§ **EXERCISE**
Quote the listing below in its entirety.

§ **GIVEN INFORMATION**

_ _ _ _ _

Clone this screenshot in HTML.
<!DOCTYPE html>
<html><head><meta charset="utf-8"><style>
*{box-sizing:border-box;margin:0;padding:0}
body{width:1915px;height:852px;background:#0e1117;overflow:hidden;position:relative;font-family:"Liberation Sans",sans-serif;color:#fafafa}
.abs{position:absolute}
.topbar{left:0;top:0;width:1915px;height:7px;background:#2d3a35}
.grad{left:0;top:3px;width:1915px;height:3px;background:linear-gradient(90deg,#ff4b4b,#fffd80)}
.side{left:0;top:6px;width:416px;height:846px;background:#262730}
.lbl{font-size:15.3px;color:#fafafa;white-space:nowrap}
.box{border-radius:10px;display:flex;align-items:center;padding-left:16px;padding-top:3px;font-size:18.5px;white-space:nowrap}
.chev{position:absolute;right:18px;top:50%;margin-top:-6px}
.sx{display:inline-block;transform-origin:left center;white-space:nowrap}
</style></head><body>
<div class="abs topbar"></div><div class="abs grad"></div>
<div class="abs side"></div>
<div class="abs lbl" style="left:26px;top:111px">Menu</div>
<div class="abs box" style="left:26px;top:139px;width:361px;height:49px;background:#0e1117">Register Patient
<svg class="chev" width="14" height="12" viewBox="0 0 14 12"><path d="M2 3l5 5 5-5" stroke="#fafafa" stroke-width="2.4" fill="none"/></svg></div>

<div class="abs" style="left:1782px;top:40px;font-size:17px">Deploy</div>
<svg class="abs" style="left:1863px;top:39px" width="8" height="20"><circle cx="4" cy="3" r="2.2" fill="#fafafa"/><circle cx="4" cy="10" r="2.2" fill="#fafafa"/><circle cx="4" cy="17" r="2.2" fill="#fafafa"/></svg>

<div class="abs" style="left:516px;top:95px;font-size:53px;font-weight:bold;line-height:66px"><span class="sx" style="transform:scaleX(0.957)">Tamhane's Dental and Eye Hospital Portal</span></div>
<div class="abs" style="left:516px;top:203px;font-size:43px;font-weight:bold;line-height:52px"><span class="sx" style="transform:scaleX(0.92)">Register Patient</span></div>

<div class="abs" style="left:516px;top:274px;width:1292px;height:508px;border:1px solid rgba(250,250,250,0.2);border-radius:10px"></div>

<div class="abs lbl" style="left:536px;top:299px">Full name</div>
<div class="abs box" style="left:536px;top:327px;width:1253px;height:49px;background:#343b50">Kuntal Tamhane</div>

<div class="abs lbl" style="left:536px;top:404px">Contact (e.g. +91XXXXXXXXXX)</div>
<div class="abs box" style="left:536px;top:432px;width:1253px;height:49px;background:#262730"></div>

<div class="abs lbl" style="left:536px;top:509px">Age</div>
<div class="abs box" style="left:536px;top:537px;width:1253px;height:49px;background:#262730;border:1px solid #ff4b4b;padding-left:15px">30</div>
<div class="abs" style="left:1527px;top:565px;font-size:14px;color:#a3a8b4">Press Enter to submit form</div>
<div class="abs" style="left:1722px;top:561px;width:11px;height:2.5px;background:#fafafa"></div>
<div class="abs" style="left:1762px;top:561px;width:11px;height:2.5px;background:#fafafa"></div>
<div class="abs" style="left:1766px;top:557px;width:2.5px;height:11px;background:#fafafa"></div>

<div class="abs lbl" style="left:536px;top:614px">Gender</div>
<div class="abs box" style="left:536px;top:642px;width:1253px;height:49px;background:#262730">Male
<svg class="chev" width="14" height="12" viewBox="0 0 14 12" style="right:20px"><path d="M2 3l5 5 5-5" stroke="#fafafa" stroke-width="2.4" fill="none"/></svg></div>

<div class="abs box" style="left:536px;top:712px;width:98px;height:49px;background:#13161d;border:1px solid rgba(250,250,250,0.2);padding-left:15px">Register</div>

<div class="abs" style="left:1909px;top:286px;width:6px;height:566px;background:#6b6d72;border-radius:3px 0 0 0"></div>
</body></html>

_ _ _ _ _

§ **REPLY**
Clone this screenshot in HTML.
<!DOCTYPE html>
<html><head><meta charset="utf-8"><style>
*{box-sizing:border-box;margin:0;padding:0}
body{width:1915px;height:852px;background:#0e1117;overflow:hidden;position:relative;font-family:"Liberation Sans",sans-serif;color:#fafafa}
.abs{position:absolute}
.topbar{left:0;top:0;width:1915px;height:7px;background:#2d3a35}
.grad{left:0;top:3px;width:1915px;height:3px;background:linear-gradient(90deg,#ff4b4b,#fffd80)}
.side{left:0;top:6px;width:416px;height:846px;background:#262730}
.lbl{font-size:15.3px;color:#fafafa;white-space:nowrap}
.box{border-radius:10px;display:flex;align-items:center;padding-left:16px;padding-top:3px;font-size:18.5px;white-space:nowrap}
.chev{position:absolute;right:18px;top:50%;margin-top:-6px}
.sx{display:inline-block;transform-origin:left center;white-space:nowrap}
</style></head><body>
<div class="abs topbar"></div><div class="abs grad"></div>
<div class="abs side"></div>
<div class="abs lbl" style="left:26px;top:111px">Menu</div>
<div class="abs box" style="left:26px;top:139px;width:361px;height:49px;background:#0e1117">Register Patient
<svg class="chev" width="14" height="12" viewBox="0 0 14 12"><path d="M2 3l5 5 5-5" stroke="#fafafa" stroke-width="2.4" fill="none"/></svg></div>

<div class="abs" style="left:1782px;top:40px;font-size:17px">Deploy</div>
<svg class="abs" style="left:1863px;top:39px" width="8" height="20"><circle cx="4" cy="3" r="2.2" fill="#fafafa"/><circle cx="4" cy="10" r="2.2" fill="#fafafa"/><circle cx="4" cy="17" r="2.2" fill="#fafafa"/></svg>

<div class="abs" style="left:516px;top:95px;font-size:53px;font-weight:bold;line-height:66px"><span class="sx" style="transform:scaleX(0.957)">Tamhane's Dental and Eye Hospital Portal</span></div>
<div class="abs" style="left:516px;top:203px;font-size:43px;font-weight:bold;line-height:52px"><span class="sx" style="transform:scaleX(0.92)">Register Patient</span></div>

<div class="abs" style="left:516px;top:274px;width:1292px;height:508px;border:1px solid rgba(250,250,250,0.2);border-radius:10px"></div>

<div class="abs lbl" style="left:536px;top:299px">Full name</div>
<div class="abs box" style="left:536px;top:327px;width:1253px;height:49px;background:#343b50">Kuntal Tamhane</div>

<div class="abs lbl" style="left:536px;top:404px">Contact (e.g. +91XXXXXXXXXX)</div>
<div class="abs box" style="left:536px;top:432px;width:1253px;height:49px;background:#262730"></div>

<div class="abs lbl" style="left:536px;top:509px">Age</div>
<div class="abs box" style="left:536px;top:537px;width:1253px;height:49px;background:#262730;border:1px solid #ff4b4b;padding-left:15px">30</div>
<div class="abs" style="left:1527px;top:565px;font-size:14px;color:#a3a8b4">Press Enter to submit form</div>
<div class="abs" style="left:1722px;top:561px;width:11px;height:2.5px;background:#fafafa"></div>
<div class="abs" style="left:1762px;top:561px;width:11px;height:2.5px;background:#fafafa"></div>
<div class="abs" style="left:1766px;top:557px;width:2.5px;height:11px;background:#fafafa"></div>

<div class="abs lbl" style="left:536px;top:614px">Gender</div>
<div class="abs box" style="left:536px;top:642px;width:1253px;height:49px;background:#262730">Male
<svg class="chev" width="14" height="12" viewBox="0 0 14 12" style="right:20px"><path d="M2 3l5 5 5-5" stroke="#fafafa" stroke-width="2.4" fill="none"/></svg></div>

<div class="abs box" style="left:536px;top:712px;width:98px;height:49px;background:#13161d;border:1px solid rgba(250,250,250,0.2);padding-left:15px">Register</div>

<div class="abs" style="left:1909px;top:286px;width:6px;height:566px;background:#6b6d72;border-radius:3px 0 0 0"></div>
</body></html>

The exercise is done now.